The Great Ace Attorney: Adventures is making its English language debut fairly late compared to its mainline cousins, being a port of the original 3DS and only as part of the The Great Ace Attorney: Chronicles collection, but that's not so bad because the GAA games are a paired set and an incomplete experience without each other. It's nice not to have to wait a couple years for the next installment.

On the other hand, because you have to play the sequel to see the resolution to questions brought up throughout Adventures, it can be disappointing to play as a stand alone experience. While the Ace Attorney games are a series, this is the first installment that requires you to play a sequel to complete the story.

Since this game came out within the past year, this is your obligatory spoiler warning that I'll be covering most of the game including the ending and the unresolved plot threads! I wrote this prior to playing Great Ace Attorney 2: Resolve so everything brought up here are issues that a player might have when they have only experienced the first game.

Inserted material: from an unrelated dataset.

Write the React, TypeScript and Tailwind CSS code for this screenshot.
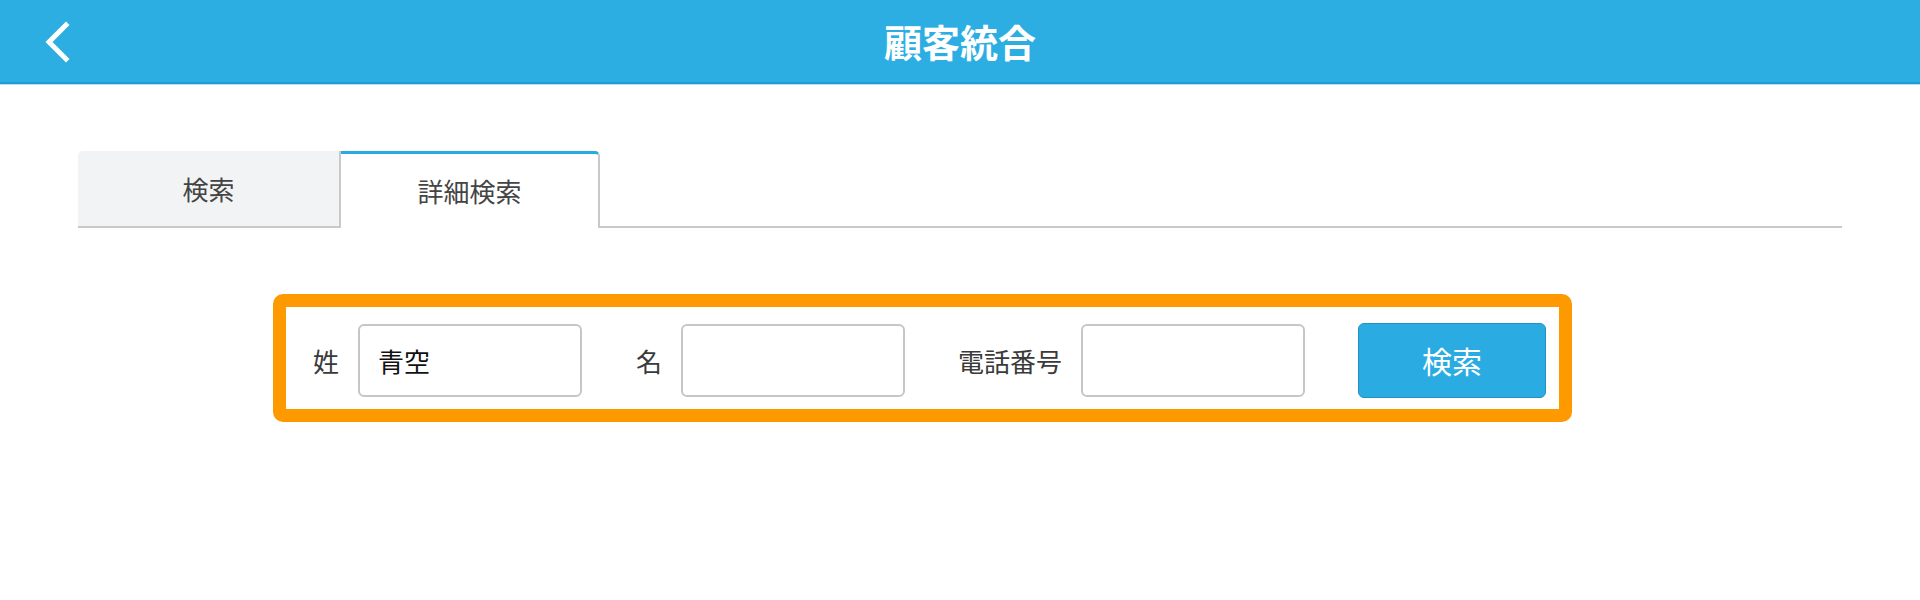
import { useState } from "react";

const FONT = { fontFamily: '"Noto Sans CJK JP", "Noto Sans", sans-serif' };

const Field = ({ label, value, className }: { label: string; value?: string; className?: string }) => (
    <div className={`flex items-center ${className ?? ""}`}>
        <span className="text-[26px] leading-none text-[#3a3a3a]">{label}</span>
        <input
            defaultValue={value}
            className="ml-[19px] h-[73px] w-[224px] rounded-[6px] border-2 border-[#c6c6c6] bg-white pl-[18px] text-[26px] text-[#111] outline-none"
            style={FONT}
        />
    </div>
);

export default function App() {
    const [tab, setTab] = useState(1);

    return (
        <div className="min-h-[600px] bg-white" style={FONT}>
            <header className="grid h-[84px] grid-cols-[1fr_auto_1fr] items-center border-b-2 border-[#1c9dd5] bg-[#2caee2] shadow-[0_1px_0_#b5e1f5]">
                <button className="ml-[42px] flex h-[44px] w-[30px] items-center justify-center">
                    <svg width="30" height="44" viewBox="0 0 30 44" fill="none">
                        <polyline points="24,6 7,23 24,40" stroke="white" strokeWidth="5" strokeLinecap="square" strokeLinejoin="miter" />
                    </svg>
                </button>
                <h1 className="text-[38px] font-bold leading-none text-white">顧客統合</h1>
                <div />
            </header>

            <div className="mx-[78px] mt-[67px]">
                <div className="flex items-end border-b-2 border-[#c9c9c9]">
                    <button
                        onClick={() => setTab(0)}
                        className="flex h-[75px] w-[263px] items-center justify-center rounded-tl-[5px] border-r-2 border-[#c9c9c9] bg-[#f2f3f4] text-[26px] text-[#444]"
                    >
                        検索
                    </button>
                    <button
                        onClick={() => setTab(1)}
                        className="-mb-[2px] flex h-[77px] w-[259px] items-center justify-center rounded-tr-[5px] border-t-[3px] border-r-2 border-t-[#29abe2] border-r-[#c9c9c9] bg-white pb-[1px] text-[26px] text-[#444]"
                    >
                        詳細検索
                    </button>
                </div>
            </div>

            {tab >= 0 && (
                <div className="ml-[273px] mt-[66px] w-[1299px] rounded-[10px] border-[13px] border-[#ff9900]">
                    <div className="flex h-[102px] items-center pl-[27px] pt-[5px]">
                        <Field label="姓" value="青空" />
                        <Field label="名" className="ml-[54px]" />
                        <Field label="電話番号" className="ml-[53px]" />
                        <button className="ml-[53px] h-[75px] w-[188px] rounded-[6px] border border-[#2490c2] bg-[#2aace2] text-[30px] text-white">
                            検索
                        </button>
                    </div>
                </div>
            )}
        </div>
    );
}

Great Ace Attorney: Adventures is series creator Shu Takumi's return to the driver's seat, having left after wrapping up Ace Attorney: Apollo Justice, the main series' fourth installment. In a way, this can be seen as his desire to do something new with the series, moving the spin-off to late Meiji Japan/Victorian England. (Astute players can reverse engineer the year to about 1900 based on comments and a historical character's age.) Ryunosuke Naruhodo, an ancestor of Phoenix Wright and a university student turned unexpected lawyer, finds himself traveling from Japan to England in order to study and having misadventures both along the way and after he arrives.
Though the series is known for its absurdity and outlandish characters, the cast in Adventures is fairly subdued by series standards. Ryunosuke never quite gets as physically put out as his descendant, Phoenix, and the new prosecutor Barok van Zieks is awfully stiff. When reaction shots are part of the entertainment, it's disappointing when van Zieks rarely does anything more than scowl at bad news. Ryunosuke fares a bit better, but he's more serious than Phoenix so when he comes grasping at straws he looks an expectable level of desperate, rather than someone so desperate he would cross-examine a parrot. He just doesn't get a chance to do any absurdity himself.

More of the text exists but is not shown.